Già definiti genericamente nobiles nella documentazione trecentesca, nel corso del XV secolo i Thiene collezionarono etichette più specifiche, con tutta una schiera di milites, equites e doctores (per lo più giuristi), che contribuirono a rafforzare la posizione di vertice raggiunta in seno alla comunità vicentina. Questa preminenza trovò poi suggello formale nella piena e ufficiale nobilitazione del casato, che, nella persona di Marco di Giacomo Thiene (morto nel 1475 circa), ottenne il titolo comitale da parte dell’imperatore Federico III (1469), pur mantenendo solide posizioni filoveneziane. Nel 1489 il figlio di Marco, Ludovico (morto prima del 1505), ordinò la celebrazione plastica delle glorie di famiglia, commissionando al noto architetto Lorenzo da Bologna un’ambiziosa ristrutturazione della principale residenza cittadina, collocata in contrà Santo Stefano. Ulteriori e monumentali interventi su palazzo Thiene furono disposti nel 1542, con il coinvolgimento di Andrea Palladio, che in quello stesso anno era impegnato anche nel cantiere della famosa villa Thiene di Quinto Vicentino.

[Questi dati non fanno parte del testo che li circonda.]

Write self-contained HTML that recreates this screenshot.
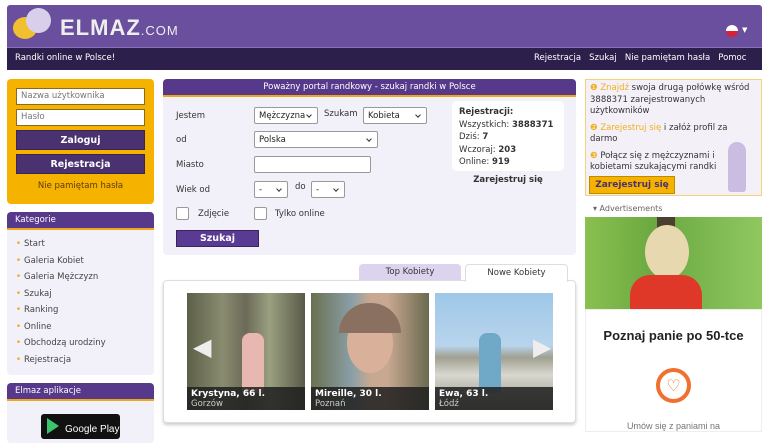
<!DOCTYPE html>
<html><head><meta charset="utf-8"><style>
*{box-sizing:border-box;margin:0;padding:0}
body{width:768px;height:432px;overflow:hidden;background:#fff;font-family:"DejaVu Sans","Liberation Sans",sans-serif;font-size:8.5px;color:#333;position:relative}
.a{position:absolute;white-space:nowrap}
.hdr{left:7px;top:5px;width:755px;height:42px;background:#6b4f9f;border-radius:3px 3px 0 0}
.bar{left:7px;top:47px;width:755px;height:23px;background:#2d1f4b;color:#fff;border-top:1px solid #8a72b8}
.inp{background:#fff;border:1px solid #8a6a20;height:17px;font-size:8.5px;color:#777;padding:2px 4px}
.btn{background:#4a3170;color:#fff;font-weight:bold;text-align:center;font-size:9.5px;height:20px;line-height:19px;border:1px solid #3a2458}
.box{background:#f2f0f8;border-radius:4px}
.bh{background:#56398a;color:#fff;height:18px;line-height:17px;font-size:8.5px;padding-left:8px;border-bottom:2px solid #f0a818;border-radius:4px 4px 0 0}
.sel{background:#fff;border:1px solid #999;height:17px;font-size:8.5px;padding:2px 4px;border-radius:2px;color:#222;line-height:12px}
.sel:after{content:"";position:absolute;right:6px;top:5px;width:3px;height:3px;border-right:1.3px solid #333;border-bottom:1.3px solid #333;transform:rotate(45deg)}
.nos:after{display:none}
.cat div{height:16.5px;font-size:8.5px;color:#444}
.cat span{color:#f0a818;margin-right:3px}
.ph{top:293px;width:118px;height:117px;overflow:hidden}
.cap{position:absolute;left:0;bottom:0;width:100%;height:23px;background:rgba(30,30,30,.85);color:#fff;padding:2px 4px;font-size:8.5px;line-height:10px}
.cap b{font-size:9px}
.cap i{font-style:normal;color:#ccc;display:block}
</style></head><body>
<div class="a hdr">
 <div class="a" style="left:6px;top:12px;width:24px;height:22px;border-radius:50%;background:#f0c030"></div>
 <div class="a" style="left:19px;top:3px;width:25px;height:25px;border-radius:50%;background:#d8d0ea"></div>
 <div class="a" style="left:53px;top:10px;color:#eee;font-family:'Liberation Sans',sans-serif;font-size:22px;font-weight:bold;letter-spacing:1px">ELMAZ<span style="font-size:13px;font-weight:normal">.COM</span></div>
 <div class="a" style="left:719px;top:20px;width:12px;height:12px;border-radius:50%;background:linear-gradient(#fff 50%,#d8203a 50%)"></div>
 <div class="a" style="left:735px;top:21px;color:#fff;font-size:7px">▼</div>
</div>
<div class="a bar">
 <div class="a" style="left:8px;top:5px">Randki online w Polsce!</div>
 <div class="a" style="left:527px;top:5px">Rejestracja&nbsp;&nbsp;&nbsp;Szukaj&nbsp;&nbsp;&nbsp;Nie pamiętam hasła&nbsp;&nbsp;&nbsp;Pomoc</div>
</div>
<div class="a" style="left:7px;top:79px;width:147px;height:125px;background:#f5b300;border-radius:4px">
 <div class="a inp" style="left:9px;top:9px;width:129px">Nazwa użytkownika</div>
 <div class="a inp" style="left:9px;top:30px;width:129px">Hasło</div>
 <div class="a btn" style="left:9px;top:51px;width:129px">Zaloguj</div>
 <div class="a btn" style="left:9px;top:75px;width:129px">Rejestracja</div>
 <div class="a" style="left:0;top:102px;width:147px;text-align:center;color:#5a3a10">Nie pamiętam hasła</div>
</div>
<div class="a box" style="left:7px;top:212px;width:147px;height:163px">
 <div class="bh">Kategorie</div>
 <div class="cat" style="padding:9px 0 0 9px">
  <div><span>•</span>Start</div><div><span>•</span>Galeria Kobiet</div><div><span>•</span>Galeria Mężczyzn</div><div><span>•</span>Szukaj</div><div><span>•</span>Ranking</div><div><span>•</span>Online</div><div><span>•</span>Obchodzą urodziny</div><div><span>•</span>Rejestracja</div>
 </div>
</div>
<div class="a box" style="left:7px;top:383px;width:147px;height:60px">
 <div class="bh">Elmaz aplikacje</div>
 <div class="a" style="left:34px;top:31px;width:79px;height:25px;background:#111;border-radius:3px;color:#fff;font-size:10px;padding:10px 0 0 24px;font-family:'Liberation Sans',sans-serif">Google Play</div>
 <div class="a" style="left:40px;top:35px;width:0;height:0;border-left:12px solid #3bc46a;border-top:8px solid transparent;border-bottom:8px solid transparent"></div>
</div>
<div class="a box" style="left:163px;top:79px;width:413px;height:176px">
 <div class="bh" style="text-align:center;padding:0">Poważny portal randkowy - szukaj randki w Polsce</div>
 <div class="a" style="left:13px;top:32px">Jestem</div>
 <div class="a sel" style="left:91px;top:28px;width:64px">Mężczyzna</div>
 <div class="a" style="left:161px;top:30px">Szukam</div>
 <div class="a sel" style="left:200px;top:28px;width:64px">Kobieta</div>
 <div class="a" style="left:13px;top:56px">od</div>
 <div class="a sel" style="left:91px;top:52px;width:124px">Polska</div>
 <div class="a" style="left:13px;top:81px">Miasto</div>
 <div class="a sel nos" style="left:91px;top:77px;width:117px"></div>
 <div class="a" style="left:13px;top:106px">Wiek od</div>
 <div class="a sel" style="left:91px;top:102px;width:34px">-</div>
 <div class="a" style="left:132px;top:103px">do</div>
 <div class="a sel" style="left:148px;top:102px;width:34px">-</div>
 <div class="a" style="left:13px;top:128px;width:13px;height:13px;background:#fff;border:1px solid #999;border-radius:2px"></div>
 <div class="a" style="left:35px;top:130px">Zdjęcie</div>
 <div class="a" style="left:91px;top:128px;width:13px;height:13px;background:#fff;border:1px solid #999;border-radius:2px"></div>
 <div class="a" style="left:112px;top:130px">Tylko online</div>
 <div class="a btn" style="left:13px;top:151px;width:83px;height:17px;line-height:15px;background:#5a3b94">Szukaj</div>
 <div class="a" style="left:289px;top:22px;width:112px;height:70px;background:#fff;border-radius:5px;padding:5px 7px;line-height:12.5px;font-size:8.5px">
  <b>Rejestracji:</b><br>Wszystkich: <b>3888371</b><br>Dziś: <b>7</b><br>Wczoraj: <b>203</b><br>Online: <b>919</b></div>
 <div class="a" style="left:289px;top:96px;width:112px;text-align:center;font-weight:bold">Zarejestruj się</div>
</div>
<div class="a" style="left:359px;top:264px;width:102px;height:17px;background:#dcd4ee;border-radius:4px 4px 0 0;text-align:center;line-height:17px">Top Kobiety</div>
<div class="a" style="left:465px;top:264px;width:103px;height:18px;background:#fff;border:1px solid #ddd;border-bottom:none;border-radius:4px 4px 0 0;text-align:center;line-height:17px;z-index:2">Nowe Kobiety</div>
<div class="a" style="left:163px;top:280px;width:413px;height:143px;background:#fff;border:1px solid #ddd;border-radius:4px;box-shadow:0 2px 3px #ccc"></div>
<div class="a ph" style="left:187px;background:linear-gradient(90deg,#5c6048,#8a8c70 30%,#6c6a58 50%,#9aa080 70%,#5a5a48)"><div class="a" style="left:6px;top:40px;color:#eee;font-size:24px">◀</div><div class="a" style="left:55px;top:40px;width:22px;height:60px;background:#e8b8b0;border-radius:8px 8px 2px 2px"></div><div class="cap"><b>Krystyna, 66 l.</b><i>Gorzów</i></div></div>
<div class="a ph" style="left:311px;background:linear-gradient(90deg,#6a7050,#8aa0a8 35%,#c8a890 50%,#c8a890 65%,#6a6a50)"><div class="a" style="left:36px;top:20px;width:46px;height:60px;border-radius:50%;background:#d9b09a"></div><div class="a" style="left:28px;top:10px;width:62px;height:30px;border-radius:30px 30px 0 0;background:#8a7060"></div><div class="cap"><b>Mireille, 30 l.</b><i>Poznań</i></div></div>
<div class="a ph" style="left:435px;background:linear-gradient(#9ec8e8,#b8d4ec 45%,#a0a090 55%,#d8d8d0 70%,#909080)"><div class="a" style="left:44px;top:40px;width:22px;height:60px;background:#70a8c8;border-radius:8px 8px 2px 2px"></div><div class="a" style="left:98px;top:40px;color:#eee;font-size:24px">▶</div><div class="cap"><b>Ewa, 63 l.</b><i>Łódź</i></div></div>
<div class="a" style="left:585px;top:79px;width:177px;height:117px;background:#f4f0f8;border:1px solid #f3d27a;padding:3px 4px;line-height:11.5px;font-size:8.5px;white-space:normal">
 <div><span style="color:#f0b020">❶ Znajdź</span> swoja drugą połówkę wśród 3888371 zarejestrowanych użytkowników</div>
 <div style="margin-top:5px"><span style="color:#f0b020">❷ Zarejestruj się</span> i załóż profil za darmo</div>
 <div style="margin-top:5px;width:145px"><span style="color:#f0b020">❸</span> Połącz się z mężczyznami i kobietami szukającymi randki</div>
 <div class="a" style="left:3px;top:96px;width:86px;height:18px;background:#f5b300;border:1px solid #c08a00;color:#4a3170;font-weight:bold;text-align:center;line-height:16px;font-size:9px">Zarejestruj się</div>
 <div class="a" style="left:142px;top:62px;width:18px;height:50px;background:#c0b0dc;border-radius:9px 9px 3px 3px;opacity:.8"></div>
</div>
<div class="a" style="left:593px;top:204px;color:#666;font-size:8px">▾ Advertisements</div>
<div class="a" style="left:585px;top:217px;width:177px;height:92px;background:linear-gradient(90deg,#8ac050,#6aa840 40%,#90c860)"><div class="a" style="left:72px;top:0;width:18px;height:92px;background:#4a4030"></div><div class="a" style="left:60px;top:8px;width:44px;height:54px;border-radius:50%;background:#e8d8b0"></div><div class="a" style="left:45px;top:58px;width:72px;height:34px;background:#e03828;border-radius:20px 20px 0 0"></div></div>
<div class="a" style="left:585px;top:309px;width:177px;height:123px;background:#fff;border:1px solid #eee"></div>
<div class="a" style="left:585px;top:328px;width:177px;text-align:center;font-family:'Liberation Sans',sans-serif;font-size:13px;font-weight:bold;color:#222">Poznaj panie po 50-tce</div>
<div class="a" style="left:656px;top:368px;width:35px;height:35px;border-radius:50%;border:4px solid #f07030;color:#f07030;text-align:center;font-size:16px;line-height:28px">♡</div>
<div class="a" style="left:585px;top:421px;width:177px;text-align:center;font-family:'Liberation Sans',sans-serif;font-size:9px;color:#777">Umów się z paniami na</div>
</body></html>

La conservazione dell’elevato status cetuale imponeva la diversificazione dei percorsi professionali, com’era consueto per lignaggi di tale rilievo. Così nel Quattrocento i Thiene fornirono alla società dell’epoca diversi ecclesiastici, uomini d’armi e docenti universitari, tra cui spiccano le figure del condottiero Gaspare di Roberto (morto nel 1482) e soprattutto del figlio Gaetano (v. la voce Gaetano Thiene, santo in questo Dizionario), cofondatore dell’Ordine religioso dei teatini, canonizzato nel 1670 da papa Clemente X.